Wednesday, January 24, 2007

Payday loans, private colleges and the case for red tape

VICTORIA - Red tape is generally portrayed as this snarled, sticky tangle that chokes and traps you.
And often, it is.
But sometimes it's more like a helpful line strung along a path to warn of real dangers, to the individual or the community. Stay on the path and you never get tangled. After all, laws are red tape and they discourage people from breaking into our homes.
The B.C. Liberals came into office with an anti-regulation bias, which is a good thing. Government's starting point should be that anything that infringes on people's freedom to make choices is bad and needs to be justified based on a greater good.
So we make people were seatbelts - even though that infringes on their right to make choices - because we all pay the costs of putting them back together after a car crash.
But on a couple of current issues we're seeing evidence that ideology, inertia or inefficiency has blinded the government to the need for regulation.
Take private colleges and language schools. The Liberals eliminated a board that regulated the colleges in 2003 and turned the task over to the industry. In 2004, it deregulated the language schools.
Private colleges would regulate themselves out of self-interest, the government reasoned. And it accepted the language schools' argument that regulation made it hard for them to compete with schools in neighbouring states and provinces.
Deregulation was, in this case, a mistake. Students - especially overseas students - were left with no effective way to assess the quality and reliability of private B.C. colleges and language schools. Complaints quickly followed.
Last year a private college owned by one of the people the government named to the industry board was ordered to close after students said they had spent thousands of dollars for worthless degrees.
And the industry's self-regulating agency, the Private Career-Training Institutes Agency, said it had penalized private colleges 86 times over the previous 18 months without any warning to the public. That's hardly in the interests of students.
Similar concerns were raised about the language schools.
It's not just a problem for students who might be ripped off.
The B.C. Progress Board warned that the lack of standards threatens B.C.'s effort to become an international destination. When a college or language school fails students, the entire province is seen as a risky place to go for an education, the board warned.
And that is what has happened. China, in part because of problems in B.C., has warned students not to enroll in Canadian private colleges until they are properly regulated.
Advanced Education Minister Murray Coell, who had maintained regulation was unnecessary, now promises action.
The government is also looking sluggardly when it comes to regulating payday loan companies.
Almost a year ago, Solicitor General John Les promised the government would act "quickly" once the federal government gave provinces the power to deal with the high-interest lenders.
But now Parliament has passed the needed legislation, Les says he might not be ready to respond until 2008.
Les has acknowledged that consumers needed protection from loans that involved effective interest rates of up to 1,000 per cent.
He even indicated general support for an approach taken in Manitoba, where the law requires companies to warn customers in clear language about the high cost of loans and allows them 48 hours to change their minds.

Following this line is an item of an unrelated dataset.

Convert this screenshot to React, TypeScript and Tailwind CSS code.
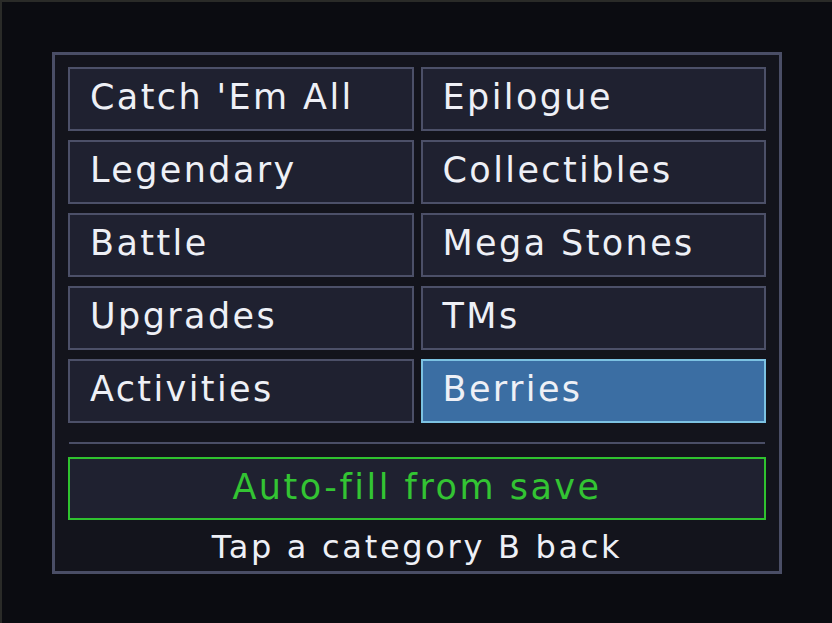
const categories = [
  'Catch \'Em All',
  'Epilogue',
  'Legendary',
  'Collectibles',
  'Battle',
  'Mega Stones',
  'Upgrades',
  'TMs',
  'Activities',
  'Berries',
];

const selected = 'Berries';

function CategoryButton({ label, active }: { label: string; active: boolean }) {
  return (
    <button
      className={
        active
          ? 'flex h-[64px] items-center border-2 border-[#7cc2e2] bg-[#3b6ea3] pb-[3px] pl-[20px] text-left text-[35px] tracking-[2.4px] text-[#eef0f6]'
          : 'flex h-[64px] items-center border-2 border-[#4c5068] bg-[#1f2130] pb-[3px] pl-[20px] text-left text-[35px] tracking-[2.4px] text-[#eef0f6]'
      }
    >
      {label}
    </button>
  );
}

export default function App() {
  return (
    <div
      className="h-[623px] w-[832px] border-l-2 border-t-2 border-[#2a2b28] bg-[#0b0c11] pl-[50px] pt-[50px]"
      style={{ fontFamily: '"DejaVu Sans", sans-serif' }}
    >
      <div className="flex h-[522px] w-[730px] flex-col border-[3px] border-[#4a4e66] bg-[#13141c] px-[13px] pt-[12px]">
        <div className="grid grid-cols-2 gap-x-[7px] gap-y-[9px]">
          {categories.map((c) => (
            <CategoryButton key={c} label={c} active={c === selected} />
          ))}
        </div>

        <div className="mx-px mt-[19px] h-[2px] bg-[#4a4e66]" />

        <button className="mt-[13px] flex h-[64px] items-center justify-center border-2 border-[#2fc22f] bg-[#1f2130] pb-[3px] text-[35px] tracking-[2.5px] text-[#33c433]">
          Auto-fill from save
        </button>

        <p className="mt-[3px] text-center text-[32px] tracking-[2.7px] text-[#eef0f6]">
          Tap a category B back
        </p>
      </div>
    </div>
  );
}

The Public Utilities Board regulates fees and interest rates are to be capped once the federal law takes effect.
It's not that payday lenders are a bad thing. They are the only available source of short-term credit for many people. Their clients are often bad credit risks and rates need to reflect that.
But the $2-billion industry is huge, deals with unsophisticated borrowers and is almost entirely unregulated.
Yet the government, despite time to prepare and so little legislation that it cancelled the fall session, can't bring in consumer-protection rules.
Footnote: Les is at the centre of another regulatory dispute. The UBCM, consumers and home inspectors have all been calling for regulation of the industry. Anyone can claim to be a home inspector in B.C., they complain, and prospective homeowners can male a $500,000 commitment based on bad advice. Les has refused to act.


Anonymous said...

The origination of the phrase “there’s a sucker born every minute” is most often attributed to circus owner P. T. Barnum. Actually it was first utterred by Chicago gangster "King" Michael Cassius McDonald, a saloon and gambling house keeper, an insider and friend to many emminent polticians of the day. McDonald obtained the cooperation of the police force, politicians, and an army of skilled confidence men to run his rigged games. The situation here and now in "The Best Place On Earth" looks to outsiders (and to me) like "deja vue all over again".

Anonymous said...

So the Liberals spent a lot of time and ink telling us that businesses should self regulate. Sort of like leaving the fox in charge of the chicken coop. The itmes Paul mentions were allowed to do just about what they want, and the results show it. Now Les has to stop dragging his heels and sort these messes out. Of course there are a few others we could mention as well.